**Stated task:** Transcribe all of the material below word for word and leave out its pictures.

####################

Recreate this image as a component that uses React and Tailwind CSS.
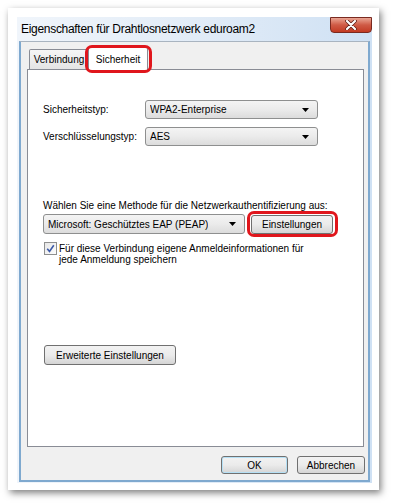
import React from 'react';

const font = { fontFamily: '"Liberation Sans", Arial, sans-serif' };

// small black down triangle used by the combo boxes
const Caret = () => (
  <svg width="7" height="4" viewBox="0 0 7 4" className="shrink-0">
    <path d="M0 0 L7 0 L3.5 4 Z" fill="#000" />
  </svg>
);

const Combo = ({ value, className = '' }) => (
  <div
    className={`flex items-center justify-between pl-[4px] pr-[8px] border border-[#8e8f8f] rounded-[3px] bg-gradient-to-b from-[#f4f4f4] via-[#ebebeb] to-[#dcdcdc] text-[10px] text-black ${className}`}
  >
    <span className="truncate">{value}</span>
    <Caret />
  </div>
);

const Button = ({ children, className = '' }) => (
  <div
    className={`flex items-center justify-center border border-[#707070] rounded-[3px] bg-gradient-to-b from-[#f2f2f2] via-[#ebebeb] to-[#d5d5d5] text-[10px] text-black ${className}`}
  >
    {children}
  </div>
);

const Highlight = ({ className }) => (
  <div className={`absolute border-[3px] border-[#e0161c] rounded-[7px] pointer-events-none ${className}`} />
);

export default function App() {
  return (
    <div className="w-[393px] h-[504px] bg-white pt-[8px] pl-[8px] overflow-hidden" style={font}>
      {/* screenshot frame */}
      <div className="w-[371px] h-[482px] bg-white pt-[9px] pl-[9px] shadow-[2px_3px_7px_rgba(0,0,0,0.5)]">
        {/* window */}
        <div className="w-[355px] h-[466px] flex flex-col bg-gradient-to-r from-[#f0f5fb] via-[#e2ecf7] to-[#cfe1f4]">
          {/* title bar */}
          <div className="h-[24px] flex items-start justify-between">
            <span className="self-center pl-[4px] text-[12px] tracking-[-0.3px] text-black leading-none">
              Eigenschaften für Drahtlosnetzwerk eduroam2
            </span>
            <div className="w-[42px] h-[16px] flex items-center justify-center border border-[#7a2a20] rounded-b-[4px] bg-gradient-to-b from-[#e9a594] via-[#cf5a45] to-[#c23a22]">
              <svg width="12" height="10" viewBox="0 0 12 10">
                <path d="M2 1 L10 9 M10 1 L2 9" stroke="#5a1a12" strokeWidth="3.6" strokeLinecap="round" />
                <path d="M2 1 L10 9 M10 1 L2 9" stroke="#fff" strokeWidth="2.2" strokeLinecap="round" />
              </svg>
            </div>
          </div>

          {/* body */}
          <div className="flex-1 mx-[2px] mb-[1px] flex flex-col bg-[#f0f0f0] border-t border-t-[#a9b4c0] border-x-2 border-b-2 border-x-[#7fa9cf] border-b-[#7fa9cf]">
            <div className="ml-[6px] mr-[4px] mt-[2px] flex flex-col">
              {/* tabs */}
              <div className="h-[25px] flex items-end pl-[2px]">
                <div className="w-[60px] h-[20px] flex items-center justify-center border border-[#898c95] border-b-0 rounded-t-[2px] bg-gradient-to-b from-[#f6f6f6] to-[#e4e4e4] text-[10px] text-black">
                  Verbindung
                </div>
                <div className="relative w-[60px] h-[23px] -ml-px -mb-px flex items-center justify-center border border-[#898c95] border-b-0 rounded-t-[2px] bg-white text-[10px] text-black z-10">
                  Sicherheit
                  <Highlight className="-left-[4px] -top-[3px] -right-[5px] -bottom-[3px]" />
                </div>
              </div>

              {/* tab page */}
              <div className="h-[378px] border border-[#898c95] bg-white pl-[15px] pt-[30px] flex flex-col text-[10px] text-black">
                <div className="flex items-center h-[19px]">
                  <span className="w-[102px]">Sicherheitstyp:</span>
                  <Combo value="WPA2-Enterprise" className="w-[173px] h-[19px]" />
                </div>
                <div className="flex items-center h-[19px] mt-[8px]">
                  <span className="w-[102px]">Verschlüsselungstyp:</span>
                  <Combo value="AES" className="w-[173px] h-[19px]" />
                </div>

                <div className="mt-[53px] h-[14px] leading-[14px]">
                  Wählen Sie eine Methode für die Netzwerkauthentifizierung aus:
                </div>
                <div className="mt-[1px] flex items-start">
                  <Combo value="Microsoft: Geschütztes EAP (PEAP)" className="w-[202px] h-[20px]" />
                  <div className="relative ml-[6px] mt-[1px]">
                    <Button className="w-[82px] h-[19px]">Einstellungen</Button>
                    <Highlight className="-left-[4px] -top-[4px] -right-[5px] -bottom-[3px]" />
                  </div>
                </div>

                <div className="mt-[8px] flex items-start">
                  <div className="w-[13px] h-[13px] ml-px shrink-0 flex items-center justify-center border border-[#8e8f8f] bg-gradient-to-br from-[#e6e6e6] to-[#fdfdfd]">
                    <svg width="9" height="9" viewBox="0 0 9 9">
                      <path d="M1.2 4.8 L3.5 7.4 L7.8 1.2" fill="none" stroke="#3c5aa8" strokeWidth="1.6" />
                    </svg>
                  </div>
                  <div className="ml-[2px] leading-[11px] mt-[1px]">
                    Für diese Verbindung eigene Anmeldeinformationen für
                    <br />
                    jede Anmeldung speichern
                  </div>
                </div>

                <Button className="mt-[80px] ml-px w-[132px] h-[20px]">Erweiterte Einstellungen</Button>
              </div>
            </div>

            {/* dialog buttons */}
            <div className="mt-[9px] flex justify-end gap-[9px] pr-[3px]">
              <Button className="w-[67px] h-[18px] border-[#3c7fb1] shadow-[inset_0_0_0_1px_#b5e0f5]">OK</Button>
              <Button className="w-[68px] h-[18px]">Abbrechen</Button>
            </div>
          </div>
        </div>
      </div>
    </div>
  );
}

####################

**Output of the exercise:**
Recreate this image as a component that uses React and Tailwind CSS.
import React from 'react';

const font = { fontFamily: '"Liberation Sans", Arial, sans-serif' };

// small black down triangle used by the combo boxes
const Caret = () => (
  <svg width="7" height="4" viewBox="0 0 7 4" className="shrink-0">
    <path d="M0 0 L7 0 L3.5 4 Z" fill="#000" />
  </svg>
);

const Combo = ({ value, className = '' }) => (
  <div
    className={`flex items-center justify-between pl-[4px] pr-[8px] border border-[#8e8f8f] rounded-[3px] bg-gradient-to-b from-[#f4f4f4] via-[#ebebeb] to-[#dcdcdc] text-[10px] text-black ${className}`}
  >
    <span className="truncate">{value}</span>
    <Caret />
  </div>
);

const Button = ({ children, className = '' }) => (
  <div
    className={`flex items-center justify-center border border-[#707070] rounded-[3px] bg-gradient-to-b from-[#f2f2f2] via-[#ebebeb] to-[#d5d5d5] text-[10px] text-black ${className}`}
  >
    {children}
  </div>
);

const Highlight = ({ className }) => (
  <div className={`absolute border-[3px] border-[#e0161c] rounded-[7px] pointer-events-none ${className}`} />
);

export default function App() {
  return (
    <div className="w-[393px] h-[504px] bg-white pt-[8px] pl-[8px] overflow-hidden" style={font}>
      {/* screenshot frame */}
      <div className="w-[371px] h-[482px] bg-white pt-[9px] pl-[9px] shadow-[2px_3px_7px_rgba(0,0,0,0.5)]">
        {/* window */}
        <div className="w-[355px] h-[466px] flex flex-col bg-gradient-to-r from-[#f0f5fb] via-[#e2ecf7] to-[#cfe1f4]">
          {/* title bar */}
          <div className="h-[24px] flex items-start justify-between">
            <span className="self-center pl-[4px] text-[12px] tracking-[-0.3px] text-black leading-none">
              Eigenschaften für Drahtlosnetzwerk eduroam2
            </span>
            <div className="w-[42px] h-[16px] flex items-center justify-center border border-[#7a2a20] rounded-b-[4px] bg-gradient-to-b from-[#e9a594] via-[#cf5a45] to-[#c23a22]">
              <svg width="12" height="10" viewBox="0 0 12 10">
                <path d="M2 1 L10 9 M10 1 L2 9" stroke="#5a1a12" strokeWidth="3.6" strokeLinecap="round" />
                <path d="M2 1 L10 9 M10 1 L2 9" stroke="#fff" strokeWidth="2.2" strokeLinecap="round" />
              </svg>
            </div>
          </div>

          {/* body */}
          <div className="flex-1 mx-[2px] mb-[1px] flex flex-col bg-[#f0f0f0] border-t border-t-[#a9b4c0] border-x-2 border-b-2 border-x-[#7fa9cf] border-b-[#7fa9cf]">
            <div className="ml-[6px] mr-[4px] mt-[2px] flex flex-col">
              {/* tabs */}
              <div className="h-[25px] flex items-end pl-[2px]">
                <div className="w-[60px] h-[20px] flex items-center justify-center border border-[#898c95] border-b-0 rounded-t-[2px] bg-gradient-to-b from-[#f6f6f6] to-[#e4e4e4] text-[10px] text-black">
                  Verbindung
                </div>
                <div className="relative w-[60px] h-[23px] -ml-px -mb-px flex items-center justify-center border border-[#898c95] border-b-0 rounded-t-[2px] bg-white text-[10px] text-black z-10">
                  Sicherheit
                  <Highlight className="-left-[4px] -top-[3px] -right-[5px] -bottom-[3px]" />
                </div>
              </div>

              {/* tab page */}
              <div className="h-[378px] border border-[#898c95] bg-white pl-[15px] pt-[30px] flex flex-col text-[10px] text-black">
                <div className="flex items-center h-[19px]">
                  <span className="w-[102px]">Sicherheitstyp:</span>
                  <Combo value="WPA2-Enterprise" className="w-[173px] h-[19px]" />
                </div>
                <div className="flex items-center h-[19px] mt-[8px]">
                  <span className="w-[102px]">Verschlüsselungstyp:</span>
                  <Combo value="AES" className="w-[173px] h-[19px]" />
                </div>

                <div className="mt-[53px] h-[14px] leading-[14px]">
                  Wählen Sie eine Methode für die Netzwerkauthentifizierung aus:
                </div>
                <div className="mt-[1px] flex items-start">
                  <Combo value="Microsoft: Geschütztes EAP (PEAP)" className="w-[202px] h-[20px]" />
                  <div className="relative ml-[6px] mt-[1px]">
                    <Button className="w-[82px] h-[19px]">Einstellungen</Button>
                    <Highlight className="-left-[4px] -top-[4px] -right-[5px] -bottom-[3px]" />
                  </div>
                </div>

                <div className="mt-[8px] flex items-start">
                  <div className="w-[13px] h-[13px] ml-px shrink-0 flex items-center justify-center border border-[#8e8f8f] bg-gradient-to-br from-[#e6e6e6] to-[#fdfdfd]">
                    <svg width="9" height="9" viewBox="0 0 9 9">
                      <path d="M1.2 4.8 L3.5 7.4 L7.8 1.2" fill="none" stroke="#3c5aa8" strokeWidth="1.6" />
                    </svg>
                  </div>
                  <div className="ml-[2px] leading-[11px] mt-[1px]">
                    Für diese Verbindung eigene Anmeldeinformationen für
                    <br />
                    jede Anmeldung speichern
                  </div>
                </div>

                <Button className="mt-[80px] ml-px w-[132px] h-[20px]">Erweiterte Einstellungen</Button>
              </div>
            </div>

            {/* dialog buttons */}
            <div className="mt-[9px] flex justify-end gap-[9px] pr-[3px]">
              <Button className="w-[67px] h-[18px] border-[#3c7fb1] shadow-[inset_0_0_0_1px_#b5e0f5]">OK</Button>
              <Button className="w-[68px] h-[18px]">Abbrechen</Button>
            </div>
          </div>
        </div>
      </div>
    </div>
  );
}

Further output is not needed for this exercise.